While this may sound simplistic, these tactics can be profoundly effective. In one instance, by simply changing the flooring in one section of a store, removing the dollar sign, and adding a three-cans-per-customer restriction, the sale of one particular canned food increased sevenfold4! Some grocers even pipe in artificial scents to entice you to buy more…

It’s Not Only the Grocery Stores That Are After Your Money…

Processed food manufacturers are also vying for their piece of the proverbial pie, and they’ve got marketing budgets that number in the billions to do it. Often, this starts in your own home, as 75 percent of US food manufacturers’ advertising budgets are allocated for television. There is one food commercial in every five minutes of television viewing, often involving popular TV and movie characters that kids recognize, or promising a free toy with the food purchase.5

So, your kids see the junk-food ads on TV, then they go with you to the grocery store where these products are carefully displayed in prominent areas. Which items do your kids usually want? The bag of cookies or breakfast cereal with their favorite cartoon character on the front of the box? Or a fresh, ripe tomato or an organically grown carrot?

The food manufacturers have primed your child (and you) to emotionally respond to their processed food products, so you feel good about buying cookies, chips and sugary cereal, even though you know it’s not good for your family’s health. Because fresh organically grown vegetables have no marketing budget to speak of (compared to processed food manufacturers), you have to rely on your intelligence and your rational thought, not your emotions, to purchase these kinds of fresh foods.

Of course, the grocery store is in on the act, placing high-revenue processed products in areas that you’re most likely to walk by and see… they may even put a “speed bump” in to make sure you slow down when you pass by the junk food. This is why you’ve got to shop smart when you go into the grocery store…

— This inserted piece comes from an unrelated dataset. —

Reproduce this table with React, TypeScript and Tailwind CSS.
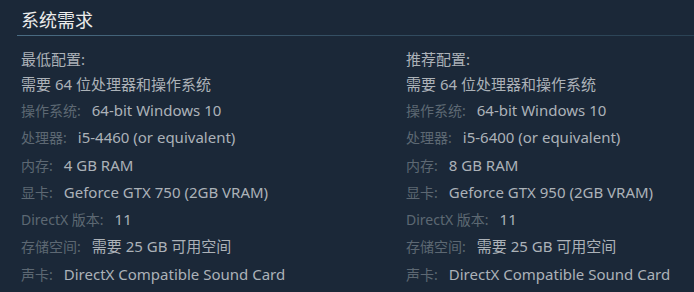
export default function App() {
  const minimum = [
    { label: "操作系统:", value: "64-bit Windows 10" },
    { label: "处理器:", value: "i5-4460 (or equivalent)" },
    { label: "内存:", value: "4 GB RAM" },
    { label: "显卡:", value: "Geforce GTX 750 (2GB VRAM)" },
    { label: "DirectX 版本:", value: "11" },
    { label: "存储空间:", value: "需要 25 GB 可用空间" },
    { label: "声卡:", value: "DirectX Compatible Sound Card" },
  ];
  const recommended = [
    { label: "操作系统:", value: "64-bit Windows 10" },
    { label: "处理器:", value: "i5-6400 (or equivalent)" },
    { label: "内存:", value: "8 GB RAM" },
    { label: "显卡:", value: "Geforce GTX 950 (2GB VRAM)" },
    { label: "DirectX 版本:", value: "11" },
    { label: "存储空间:", value: "需要 25 GB 可用空间" },
    { label: "声卡:", value: "DirectX Compatible Sound Card" },
  ];

  return (
    <div
      className="w-[694px] h-[292px] overflow-hidden bg-[#1b2838]"
      style={{ fontFamily: '"Noto Sans", "Noto Sans CJK SC", sans-serif' }}
    >
      {/* Header */}
      <div className="pl-[17px] pt-[6px]">
        <h2 className="pl-[4px] text-[18px] leading-[28px] text-[#ececec]">系统需求</h2>
        <div className="mt-[1px] h-px bg-linear-to-r from-[#4a6c83] via-[#334d61] to-[#2b4355]" />
      </div>

      {/* Columns */}
      <div className="flex pl-[21px] pt-[11px]">
        <ReqColumn title="最低配置:" items={minimum} />
        <ReqColumn title="推荐配置:" items={recommended} />
      </div>
    </div>
  );
}

function ReqColumn({
  title,
  items,
}: {
  title: string;
  items: { label: string; value: string }[];
}) {
  return (
    <div className="w-[385px] shrink-0 text-[15px] text-[#acb2b8]">
      <div className="leading-[25px]">{title}</div>
      <div className="leading-[25px]">需要 64 位处理器和操作系统</div>
      <ul>
        {items.map((item) => (
          <li key={item.label} className="leading-[27.3px] whitespace-nowrap">
            <span className="mr-[11px] text-[14px] text-[#5d6873]">{item.label}</span>
            <span>{item.value}</span>
          </li>
        ))}
      </ul>
    </div>
  );
}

Arming Yourself With a List Is Grocery-Shopping 101

If you're not planning your meals (up to a week in advance, preferably), and if you're not keeping an accurate shopping list that corresponds to your planned meals, then you need to seriously consider starting this valuable practice for several good reasons:

  • It helps you avoid "emotional" purchases at the grocery store
  • It focuses your meals on freshly prepared, nutritionally viable choices not empty-calorie processed food meals
  • It helps you avoid fast food impulse purchases
  • It helps you take control of your health

If you are truly ready to take the time to prepare fresh and healthy food, and serve the kind of meals for your family that will give you health and not health issues, then you need to get serious about meal planning and making a shopping list focused on whole, fresh, organic foods. Then, stick to your list when you shop. This is the “secret” that can help you avoid falling prey to many supermarket marketing tactics.

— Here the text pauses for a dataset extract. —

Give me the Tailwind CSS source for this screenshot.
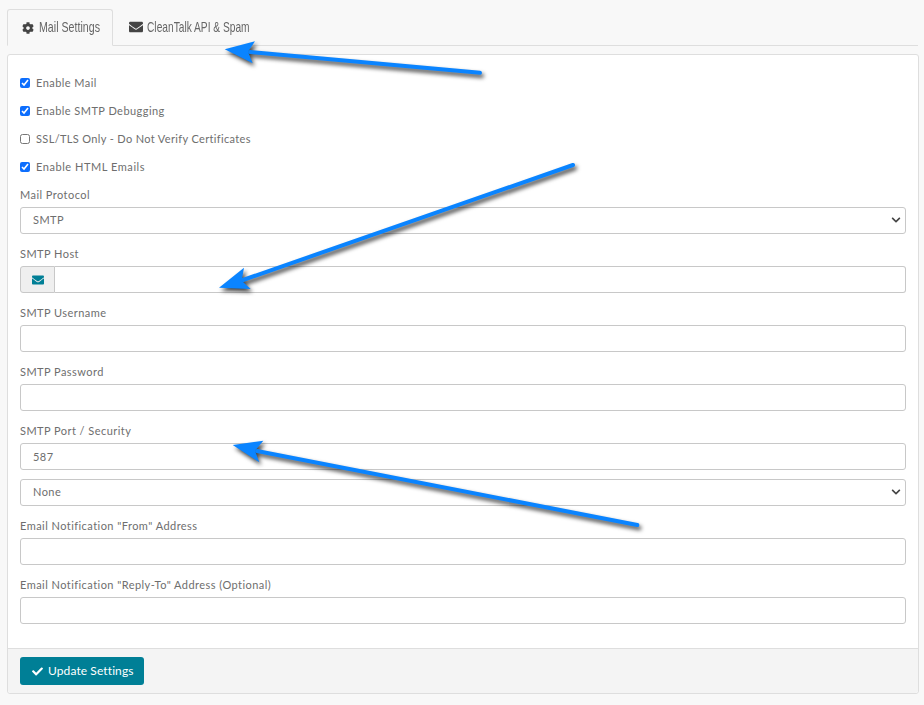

12 Tips for Making the Most of Your Grocery Trip

It may seem silly to “prepare” yourself for a trip to the grocery store, but doing so can make a difference in the food choices you make. And if the tips that follow help you to come home with several bags of fresh whole foods versus processed junk, it will make a world of difference for your family’s health.

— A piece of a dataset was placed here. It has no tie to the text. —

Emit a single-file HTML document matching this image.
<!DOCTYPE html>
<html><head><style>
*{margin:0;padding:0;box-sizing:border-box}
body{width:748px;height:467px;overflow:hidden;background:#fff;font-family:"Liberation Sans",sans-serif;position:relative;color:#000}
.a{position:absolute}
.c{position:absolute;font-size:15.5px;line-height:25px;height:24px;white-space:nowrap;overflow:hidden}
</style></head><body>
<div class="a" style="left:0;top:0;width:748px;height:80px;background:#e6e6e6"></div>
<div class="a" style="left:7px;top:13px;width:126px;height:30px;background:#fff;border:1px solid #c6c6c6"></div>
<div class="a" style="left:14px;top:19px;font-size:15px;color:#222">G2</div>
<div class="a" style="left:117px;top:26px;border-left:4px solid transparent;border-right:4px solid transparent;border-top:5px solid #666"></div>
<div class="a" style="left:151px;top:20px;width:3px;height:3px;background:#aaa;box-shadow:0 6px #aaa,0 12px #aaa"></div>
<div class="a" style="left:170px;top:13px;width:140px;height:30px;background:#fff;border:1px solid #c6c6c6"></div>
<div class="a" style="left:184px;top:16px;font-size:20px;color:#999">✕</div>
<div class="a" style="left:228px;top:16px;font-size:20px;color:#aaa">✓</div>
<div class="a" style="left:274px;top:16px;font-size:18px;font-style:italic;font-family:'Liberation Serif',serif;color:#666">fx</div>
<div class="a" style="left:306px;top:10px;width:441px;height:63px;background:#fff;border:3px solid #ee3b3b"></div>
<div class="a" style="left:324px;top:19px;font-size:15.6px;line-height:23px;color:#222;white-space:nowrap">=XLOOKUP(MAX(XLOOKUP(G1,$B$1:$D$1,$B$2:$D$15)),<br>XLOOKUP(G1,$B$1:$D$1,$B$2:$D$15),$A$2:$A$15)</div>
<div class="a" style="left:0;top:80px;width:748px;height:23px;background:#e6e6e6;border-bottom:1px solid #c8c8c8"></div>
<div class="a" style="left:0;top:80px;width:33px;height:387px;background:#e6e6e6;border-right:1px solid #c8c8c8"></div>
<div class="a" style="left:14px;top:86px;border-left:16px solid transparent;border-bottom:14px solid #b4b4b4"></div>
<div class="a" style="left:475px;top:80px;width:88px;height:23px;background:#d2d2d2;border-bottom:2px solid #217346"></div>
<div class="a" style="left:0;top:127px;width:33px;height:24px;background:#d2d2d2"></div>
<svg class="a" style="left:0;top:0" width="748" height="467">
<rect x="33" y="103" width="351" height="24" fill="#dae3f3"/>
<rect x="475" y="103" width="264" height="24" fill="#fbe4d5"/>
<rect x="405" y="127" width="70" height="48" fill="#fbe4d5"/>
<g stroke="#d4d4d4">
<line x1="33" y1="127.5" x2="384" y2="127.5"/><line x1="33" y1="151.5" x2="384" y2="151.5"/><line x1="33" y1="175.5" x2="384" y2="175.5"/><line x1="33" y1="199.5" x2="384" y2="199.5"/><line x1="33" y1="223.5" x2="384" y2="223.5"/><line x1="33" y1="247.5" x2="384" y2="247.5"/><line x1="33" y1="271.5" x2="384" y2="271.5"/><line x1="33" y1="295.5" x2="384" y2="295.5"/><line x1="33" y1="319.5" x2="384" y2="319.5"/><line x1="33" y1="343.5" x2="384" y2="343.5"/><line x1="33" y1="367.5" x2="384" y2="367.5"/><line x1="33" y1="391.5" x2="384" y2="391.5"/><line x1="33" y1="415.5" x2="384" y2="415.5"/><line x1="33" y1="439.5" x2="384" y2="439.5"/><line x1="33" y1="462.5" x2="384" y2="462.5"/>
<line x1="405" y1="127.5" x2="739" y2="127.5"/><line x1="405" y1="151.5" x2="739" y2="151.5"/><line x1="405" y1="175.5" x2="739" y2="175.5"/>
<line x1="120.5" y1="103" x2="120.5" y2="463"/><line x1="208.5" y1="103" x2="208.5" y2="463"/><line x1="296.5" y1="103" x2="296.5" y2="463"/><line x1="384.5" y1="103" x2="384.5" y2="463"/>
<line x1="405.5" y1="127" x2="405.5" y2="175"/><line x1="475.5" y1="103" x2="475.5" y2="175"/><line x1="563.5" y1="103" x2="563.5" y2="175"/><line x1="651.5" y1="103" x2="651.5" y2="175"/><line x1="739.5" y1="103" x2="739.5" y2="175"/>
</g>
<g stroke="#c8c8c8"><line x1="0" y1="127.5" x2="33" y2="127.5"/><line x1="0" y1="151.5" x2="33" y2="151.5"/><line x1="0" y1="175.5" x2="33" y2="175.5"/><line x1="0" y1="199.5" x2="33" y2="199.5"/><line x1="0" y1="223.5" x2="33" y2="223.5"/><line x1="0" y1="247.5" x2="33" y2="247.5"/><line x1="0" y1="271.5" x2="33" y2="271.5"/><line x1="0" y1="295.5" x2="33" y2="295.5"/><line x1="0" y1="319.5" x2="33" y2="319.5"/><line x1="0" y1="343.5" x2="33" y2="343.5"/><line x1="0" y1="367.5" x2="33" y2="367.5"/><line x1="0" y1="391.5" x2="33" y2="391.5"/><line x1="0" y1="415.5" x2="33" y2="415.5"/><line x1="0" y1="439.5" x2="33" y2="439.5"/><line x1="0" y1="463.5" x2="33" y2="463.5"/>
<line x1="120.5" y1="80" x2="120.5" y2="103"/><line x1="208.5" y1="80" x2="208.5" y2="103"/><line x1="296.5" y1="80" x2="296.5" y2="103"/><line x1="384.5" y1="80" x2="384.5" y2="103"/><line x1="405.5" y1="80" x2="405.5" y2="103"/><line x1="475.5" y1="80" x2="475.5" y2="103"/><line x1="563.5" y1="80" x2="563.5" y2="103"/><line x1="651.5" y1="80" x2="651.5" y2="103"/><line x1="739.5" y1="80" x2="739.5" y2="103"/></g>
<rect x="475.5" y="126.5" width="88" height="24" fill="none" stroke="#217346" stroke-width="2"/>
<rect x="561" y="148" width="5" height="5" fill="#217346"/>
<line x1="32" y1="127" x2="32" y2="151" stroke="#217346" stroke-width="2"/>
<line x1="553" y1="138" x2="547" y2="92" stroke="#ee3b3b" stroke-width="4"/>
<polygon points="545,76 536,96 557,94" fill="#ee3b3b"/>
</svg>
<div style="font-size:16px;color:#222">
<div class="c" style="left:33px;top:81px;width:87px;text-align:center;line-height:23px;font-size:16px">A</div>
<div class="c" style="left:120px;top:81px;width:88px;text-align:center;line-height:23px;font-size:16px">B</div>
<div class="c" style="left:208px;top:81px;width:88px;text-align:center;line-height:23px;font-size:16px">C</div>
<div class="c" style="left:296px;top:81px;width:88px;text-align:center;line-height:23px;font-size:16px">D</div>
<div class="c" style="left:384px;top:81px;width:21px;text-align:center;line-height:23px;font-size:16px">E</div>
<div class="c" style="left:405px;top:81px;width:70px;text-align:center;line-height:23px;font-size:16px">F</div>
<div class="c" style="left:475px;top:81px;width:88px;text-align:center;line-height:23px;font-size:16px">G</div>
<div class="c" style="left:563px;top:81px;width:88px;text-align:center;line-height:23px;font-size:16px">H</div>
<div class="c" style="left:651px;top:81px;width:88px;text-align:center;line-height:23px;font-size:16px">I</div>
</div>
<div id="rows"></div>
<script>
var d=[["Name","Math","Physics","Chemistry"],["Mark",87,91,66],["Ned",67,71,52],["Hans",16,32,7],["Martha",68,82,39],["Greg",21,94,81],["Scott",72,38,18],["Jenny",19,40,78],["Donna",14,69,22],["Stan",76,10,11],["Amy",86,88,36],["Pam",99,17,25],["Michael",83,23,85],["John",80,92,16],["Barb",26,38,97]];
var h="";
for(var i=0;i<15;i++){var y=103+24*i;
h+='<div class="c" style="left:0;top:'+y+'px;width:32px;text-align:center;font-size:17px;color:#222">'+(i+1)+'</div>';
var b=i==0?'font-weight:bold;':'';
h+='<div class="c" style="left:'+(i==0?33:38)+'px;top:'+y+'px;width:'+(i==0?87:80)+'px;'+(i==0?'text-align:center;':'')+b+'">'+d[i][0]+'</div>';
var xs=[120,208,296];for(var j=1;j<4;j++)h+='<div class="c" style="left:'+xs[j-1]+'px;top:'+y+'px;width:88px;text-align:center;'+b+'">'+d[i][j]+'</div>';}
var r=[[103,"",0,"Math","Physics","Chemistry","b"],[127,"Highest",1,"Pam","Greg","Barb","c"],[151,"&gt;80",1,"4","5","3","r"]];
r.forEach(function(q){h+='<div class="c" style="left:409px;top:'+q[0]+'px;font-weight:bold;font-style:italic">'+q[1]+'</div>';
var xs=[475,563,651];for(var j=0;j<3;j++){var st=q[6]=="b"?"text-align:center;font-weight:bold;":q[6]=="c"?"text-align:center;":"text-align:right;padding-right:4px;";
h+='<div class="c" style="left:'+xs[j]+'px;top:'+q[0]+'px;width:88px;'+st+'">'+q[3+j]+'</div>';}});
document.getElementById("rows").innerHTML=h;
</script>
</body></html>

Some of the top tips to abide by include:

  1. Forget the end caps: The spots at the ends of each aisle often contain "sale items" that aren't very cheap -- but which are conveniently placed.
  2. Scan top and bottom shelves: The most expensive products are often deliberately placed at eye level. Take a moment to scan the entire shelf.  
  3. Appreciate the plain stuff: Product packaging is usually exceptionally bright. Less-gaudy house brands may be cheaper for the same quality.
  4. Don't fall for hyped numbers: Signs may say "10 for $10," or "2 for $5," but you'll usually get the same price if you buy only one, so do the math! Also avoid marketing gimmicks like that put limits on the number of items you can buy (shoppers will usually buy the maximum allotted, even if they don’t need it).
  5. Shop with a list: Preparing a list will help keep you focused—ideally on fresh, whole organic foods. Only buy what you need.
  6. Shop the store's perimeter: The outermost edge of the supermarket contains the healthier, non-processed foods. Once you become serious about healthy eating, you'll rarely have to venture into the aisles.
  7. Focus on fresh vegetables: The deeper and more vibrantly colored produce is packed with the most nutrients. They're also better for you than canned versions.
  8. Check the nutrition labels: The label helps you to identify ingredients, maximize nutrients and compare products.
  9. Do your own math, and check the per unit price: Bring a calculator with you to the store or use your smartphone. As previously stated, signs boasting "2 for $5" may not be an indication of a bargain at all. Check the individual price to determine whether buying two is really cheaper than just one. Also remember to compare sizes when evaluating the price of competing brands.
  10. Additionally, manufacturers of various products have begun tinkering with the pricing formula for multi-packs. It used to be that multi-packs were cheaper per unit than smaller or individual packs, but today you'll frequently find that smaller packages are cheaper per unit! Again, it can pay to pay attention to the details...

  11. Leave your kids at home: Many will buy a product they’ve never purchased before simply because their kids request it. Leaving them home, if possible, will help you avoid unhealthy temptations.
  12. Eat before you go: As mentioned, it will likely help you to resist junk-food options and instead buy healthier food items.
  13. Use a basket, not a shopping cart: A larger shopping cart has been shown to increase shoppers’ purchases by up to 40 percent.6 A basket gives you enough room for the staples you need for your meals without extra room for impulse buys.

Expand Your Food Shopping Beyond the Grocery Store

Conventional grocery stores are only one option for where to buy your food, and, often, they’re not the best choice in terms of finding fresh, healthful, sustainably and humanely grown food.

If you haven’t yet, try branching out to shop at farmer’s markets, community-supported agriculture (CSA) programs or food co-ops in your area. You’ll get access to the freshest foods available, without any of the temptation from processed-food manufacturers or grocery marketers trying to sabotage your whole-foods-based diet.